Task instructions: Select every line holding the word "React" and copy it.

═════ Stored data

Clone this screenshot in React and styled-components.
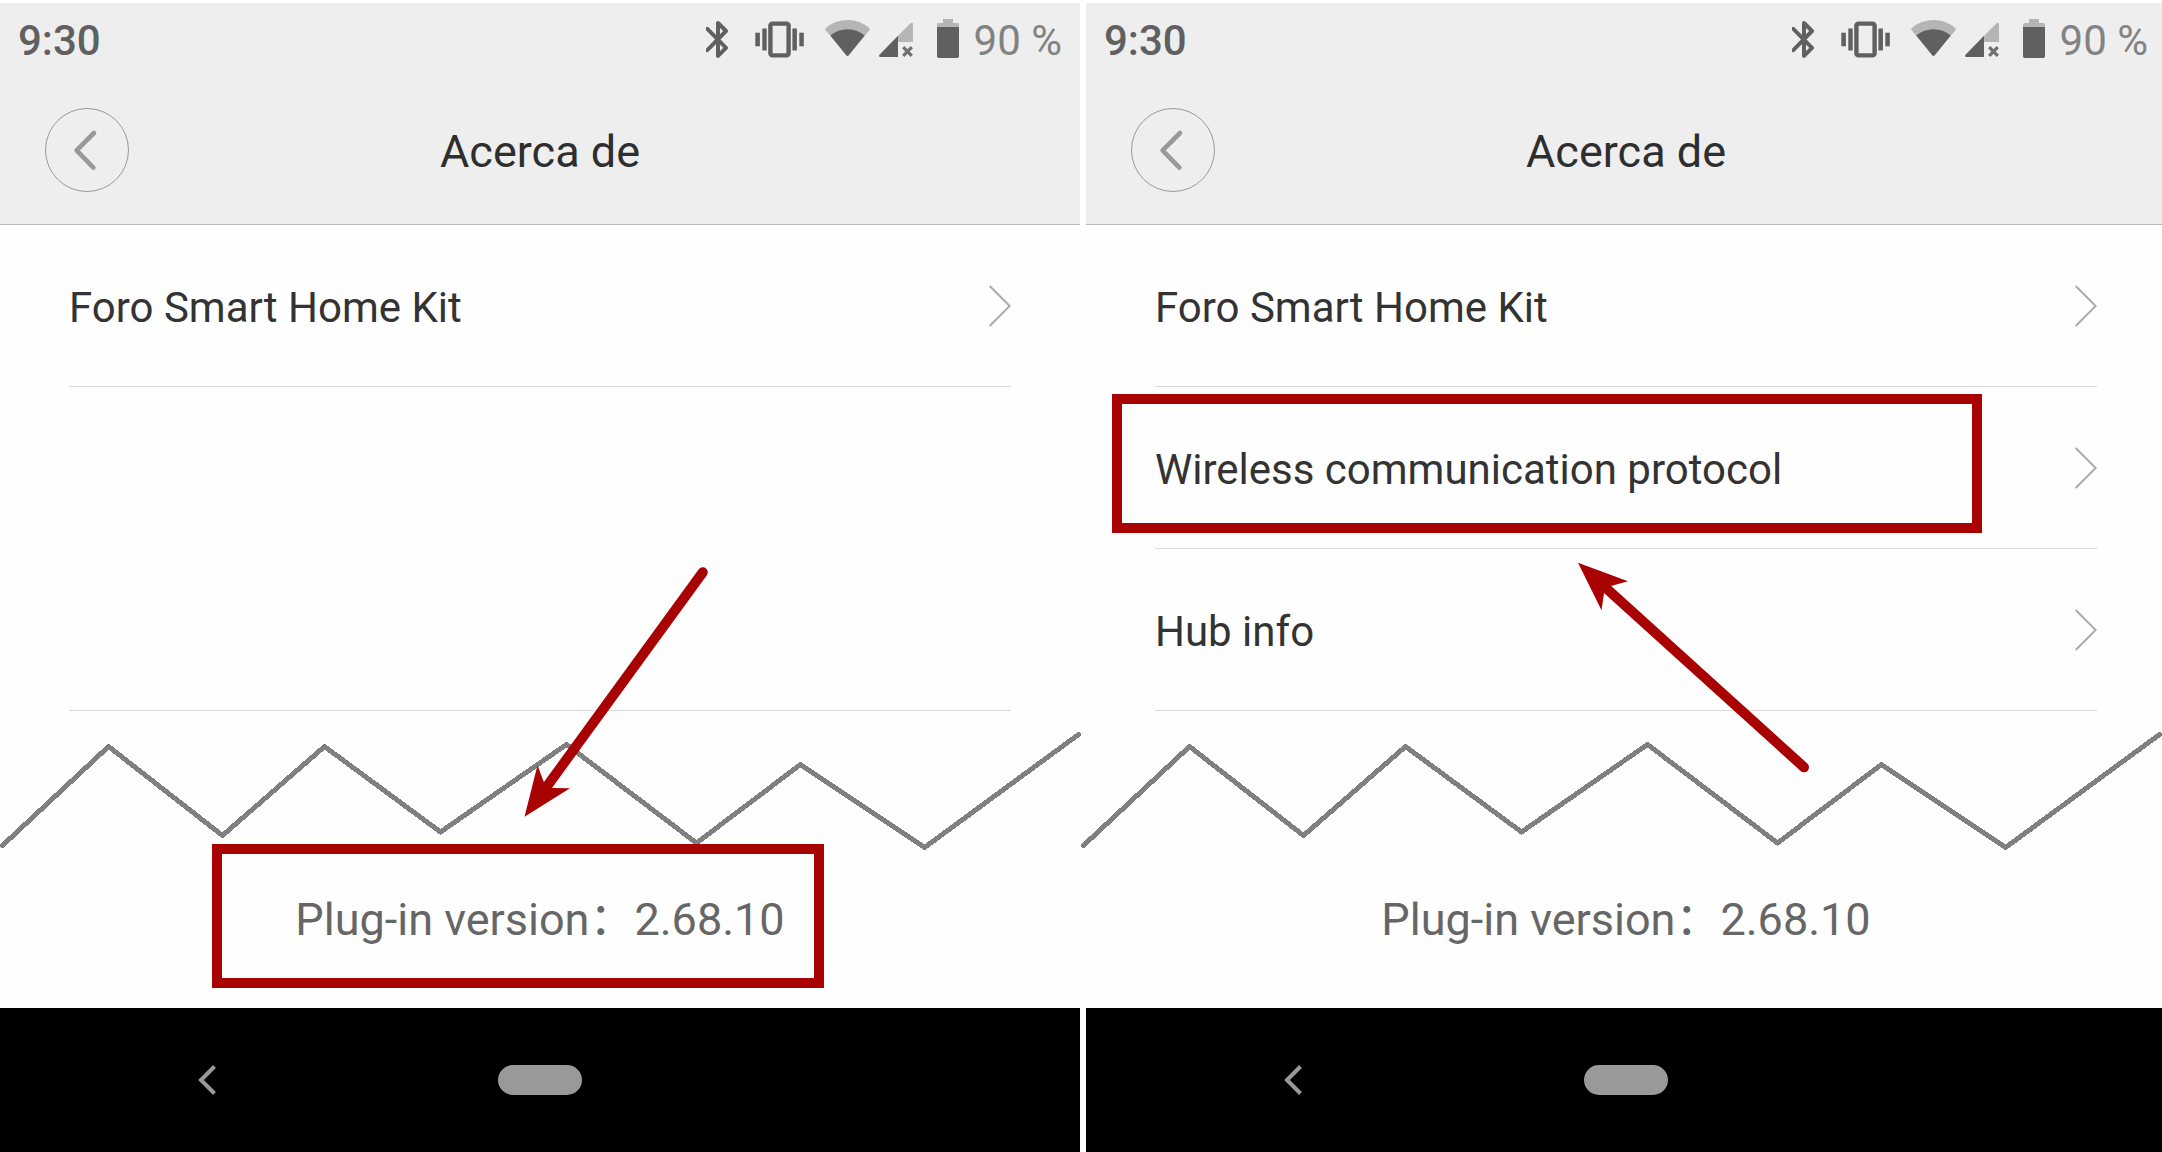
import React from "react";
import styled, { createGlobalStyle } from "styled-components";

const color = {
  bar: "#eeeeee",
  surface: "#fefefe",
  line: "#d9d9d9",
  icon: "#606060",
  iconSoft: "#b5b5b5",
  mark: "#a80202",
};

const GlobalStyle = createGlobalStyle`
  * { box-sizing: border-box; }
  body {
    margin: 0;
    background: #ffffff;
    font-family: Roboto, "Noto Sans CJK SC", sans-serif;
    overflow-x: hidden;
  }
`;

const Page = styled.main`
  display: grid;
  grid-template-columns: 1fr 1fr;
  gap: 6px;
  min-height: 100vh;
  margin-right: -4px;
  padding-top: 3px;
`;

const Phone = styled.section`
  display: flex;
  flex-direction: column;
  min-width: 0;
`;

const Header = styled.header`
  background: ${color.bar};
  border-bottom: 1px solid #bababa;
`;

const StatusBar = styled.div`
  display: flex;
  align-items: center;
  justify-content: space-between;
  height: 74px;
  padding: 0 18px;
  font-size: 42px;
  line-height: 50px;
`;

const Clock = styled.time`
  padding-top: 2px;
  color: ${color.icon};
  font-weight: 500;
`;

const Charge = styled.span`
  padding-top: 2px;
`;

const Indicators = styled.div`
  display: flex;
  align-items: center;
  gap: 8px;
  color: #828282;

  svg { display: block; }
`;

const TitleBar = styled.div`
  display: grid;
  grid-template-columns: 84px 1fr 84px;
  align-items: center;
  height: 147px;
  padding: 0 45px 2px;
`;

const BackButton = styled.button`
  display: flex;
  width: 84px;
  height: 84px;
  padding: 0;
  border: 1px solid #999999;
  border-radius: 50%;
  background: transparent;
  align-items: center;
  justify-content: center;
`;

const Title = styled.h1`
  margin: 0;
  padding-top: 4px;
  color: #2e2e2e;
  font-size: 45px;
  font-weight: 400;
  line-height: 54px;
  text-align: center;
`;

const Body = styled.div`
  position: relative;
  flex: 1;
  background: ${color.surface};
`;

const List = styled.ul`
  margin: 0;
  padding: 0 69px;
  list-style: none;
`;

const Item = styled.li`
  position: relative;
  height: ${(p) => (p.$rows || 1) * 162}px;
  border-bottom: 1px solid ${color.line};
`;

const ItemLink = styled.a`
  display: flex;
  align-items: center;
  justify-content: space-between;
  height: 100%;
  color: #333333;
  font-size: 42px;
  line-height: 50px;
  text-decoration: none;
`;

const ItemLabel = styled.span`
  padding-top: 4px;
`;

const Tear = styled.svg`
  display: block;
  width: 100%;
  overflow: visible;
`;

const Version = styled.div`
  position: relative;
  display: flex;
  align-items: center;
  justify-content: center;
  height: 164px;
  padding-bottom: 12px;
  color: #666666;
  font-size: 45px;
  line-height: 54px;
  white-space: nowrap;
`;

const Frame = styled.span`
  position: absolute;
  top: ${(p) => p.$top}px;
  left: ${(p) => p.$left}px;
  width: ${(p) => p.$width}px;
  height: ${(p) => p.$height}px;
  border: 10px solid ${color.mark};
  pointer-events: none;
`;

const Arrow = styled.svg`
  position: absolute;
  top: ${(p) => p.$top}px;
  left: ${(p) => p.$left}px;
  overflow: visible;
  pointer-events: none;
`;

const NavBar = styled.nav`
  display: flex;
  align-items: center;
  justify-content: space-between;
  height: 144px;
  padding: 0 180px;
  background: #000000;
`;

const NavButton = styled.button`
  display: flex;
  align-items: center;
  justify-content: center;
  width: 54px;
  height: 54px;
  padding: 0;
  border: 0;
  background: transparent;
`;

const HomePill = styled.button`
  width: 84px;
  height: 30px;
  padding: 0;
  border: 0;
  border-radius: 15px;
  background: #999999;
`;

const NavSpace = styled.span`
  width: 54px;
`;

function StatusIcons() {
  return (
    <>
      <svg width="29" height="42" viewBox="706 19 29 42" fill="none" stroke={color.icon} strokeWidth="4" strokeLinecap="round" strokeLinejoin="round">
        <path d="M707.3 28.8 L726 47.8 L718 55.8 V23 L726 31 L707.3 50.2" />
      </svg>
      <svg width="75" height="42" viewBox="743 19 75 42" fill={color.icon}>
        <rect x="770.4" y="23.6" width="18.2" height="31.8" rx="2" fill="none" stroke={color.icon} strokeWidth="4.4" />
        <rect x="762.3" y="28.5" width="4.4" height="22" />
        <rect x="755.3" y="32.7" width="4.6" height="13.6" />
        <rect x="792.4" y="28.5" width="4.5" height="22" />
        <rect x="799.3" y="32.7" width="4.5" height="13.6" />
      </svg>
      <svg width="46" height="42" viewBox="826 19 46 42" overflow="visible">
        <path d="M847.5 56 L825.6 30.2 Q824.6 28.9 825.9 28 Q835 20 847.5 20 Q860 20 869.1 28 Q870.6 28.9 869.4 30.2 Z" fill={color.iconSoft} />
        <path d="M830.3 35.6 Q838 29.3 847.5 29.3 Q857 29.3 864.7 35.6 L848.8 55.2 Q847.5 56.6 846.2 55.2 Z" fill={color.icon} />
      </svg>
      <svg width="34" height="42" viewBox="880 19 34 42" overflow="visible">
        <path d="M898 35.8 L910.6 23.3 Q913 22 913 24.5 V42 H898 Z" fill={color.iconSoft} />
        <path d="M898 35.8 V57 H880.3 Q878.3 56.6 879.5 54.8 Z" fill={color.icon} />
        <path d="M903.2 47.2 L911.8 55.8 M911.8 47.2 L903.2 55.8" stroke="#707070" strokeWidth="3.2" />
      </svg>
      <svg width="44" height="42" viewBox="922 19 44 42">
        <path d="M943 19 H953 V23 H957.4 Q959 23 959 24.6 V27 H937 V24.6 Q937 23 938.6 23 H943 Z" fill={color.iconSoft} />
        <path d="M937 27 H959 V56.2 Q959 58 957.2 58 H938.8 Q937 58 937 56.2 Z" fill={color.icon} />
      </svg>
    </>
  );
}

function ItemRow({ label, children }) {
  return (
    <Item>
      <ItemLink href="#">
        <ItemLabel>{label}</ItemLabel>
        <svg width="22" height="42" viewBox="0 0 22 42" fill="none" stroke="#aaaaaa" strokeWidth="2">
          <path d="M0.7 1 L20.7 21 L0.7 41" />
        </svg>
      </ItemLink>
      {children}
    </Item>
  );
}

function PhoneScreen({ list, tearShift = 0, versionMark, arrow }) {
  return (
    <Phone>
      <Header>
        <StatusBar>
          <Clock>9:30</Clock>
          <Indicators>
            <StatusIcons />
            <Charge>90 %</Charge>
          </Indicators>
        </StatusBar>
        <TitleBar>
          <BackButton aria-label="Back">
            <svg width="42" height="42" viewBox="0 0 42 42" fill="none" stroke="#999999" strokeWidth="4.6" strokeLinecap="round" strokeLinejoin="round">
              <path d="M28 4 L10.6 21.4 L27.4 38.6" />
            </svg>
          </BackButton>
          <Title>Acerca de</Title>
        </TitleBar>
      </Header>
      <Body>
        <List>{list}</List>
        <Tear viewBox={`${tearShift} 711 1080 133`} fill="none" stroke="#808080" strokeWidth="5" strokeLinecap="round" strokeLinejoin="round" shapeRendering="crispEdges">
          <path d="M2.5 845.5 L108.5 746.5 L222.5 835.5 L324.5 746.5 L440.5 832 L566.5 744.5 L696.5 843 L800.5 764.5 L924.5 847.5 L1078.5 734.5" />
        </Tear>
        <Version>
          <span>Plug-in version：2.68.10</span>
          {versionMark}
        </Version>
        {arrow}
      </Body>
      <NavBar>
        <NavButton aria-label="Back">
          <svg width="18" height="30" viewBox="0 0 18 30" fill="none" stroke="#999999" strokeWidth="4">
            <path d="M16.5 1.5 L3 15 L16.5 28.5" />
          </svg>
        </NavButton>
        <HomePill aria-label="Home" />
        <NavSpace />
      </NavBar>
    </Phone>
  );
}

export default function App() {
  return (
    <>
      <GlobalStyle />
      <Page>
        <PhoneScreen
          list={
            <>
              <ItemRow label="Foro Smart Home Kit" />
              <Item $rows={2} />
            </>
          }
          versionMark={<Frame $top={0} $left={212} $width={612} $height={144} />}
          arrow={
            <Arrow $top={342} $left={524} width="184" height="250" viewBox="524 567 184 250">
              <path d="M702.8 572.3 L545 789" stroke={color.mark} strokeWidth="10" strokeLinecap="round" />
              <path d="M524.5 816.8 L537.5 765.3 L543.6 781.5 L552 788 L570 788.3 Z" fill={color.mark} />
            </Arrow>
          }
        />
        <PhoneScreen
          tearShift={5}
          list={
            <>
              <ItemRow label="Foro Smart Home Kit" />
              <ItemRow label="Wireless communication protocol">
                <Frame $top={7} $left={-43} $width={870} $height={139} />
              </ItemRow>
              <ItemRow label="Hub info" />
            </>
          }
          arrow={
            <Arrow $top={337} $left={492} width="232" height="211" viewBox="1578 562 232 211">
              <path d="M1804 767.3 L1604 586.2" stroke={color.mark} strokeWidth="10" strokeLinecap="round" />
              <path d="M1578 562.7 L1628 581.3 L1611 586 L1604 593.3 L1601.5 610.3 Z" fill={color.mark} />
            </Arrow>
          }
        />
      </Page>
    </>
  );
}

══════════

Correct output:
Clone this screenshot in React and styled-components.
import React from "react";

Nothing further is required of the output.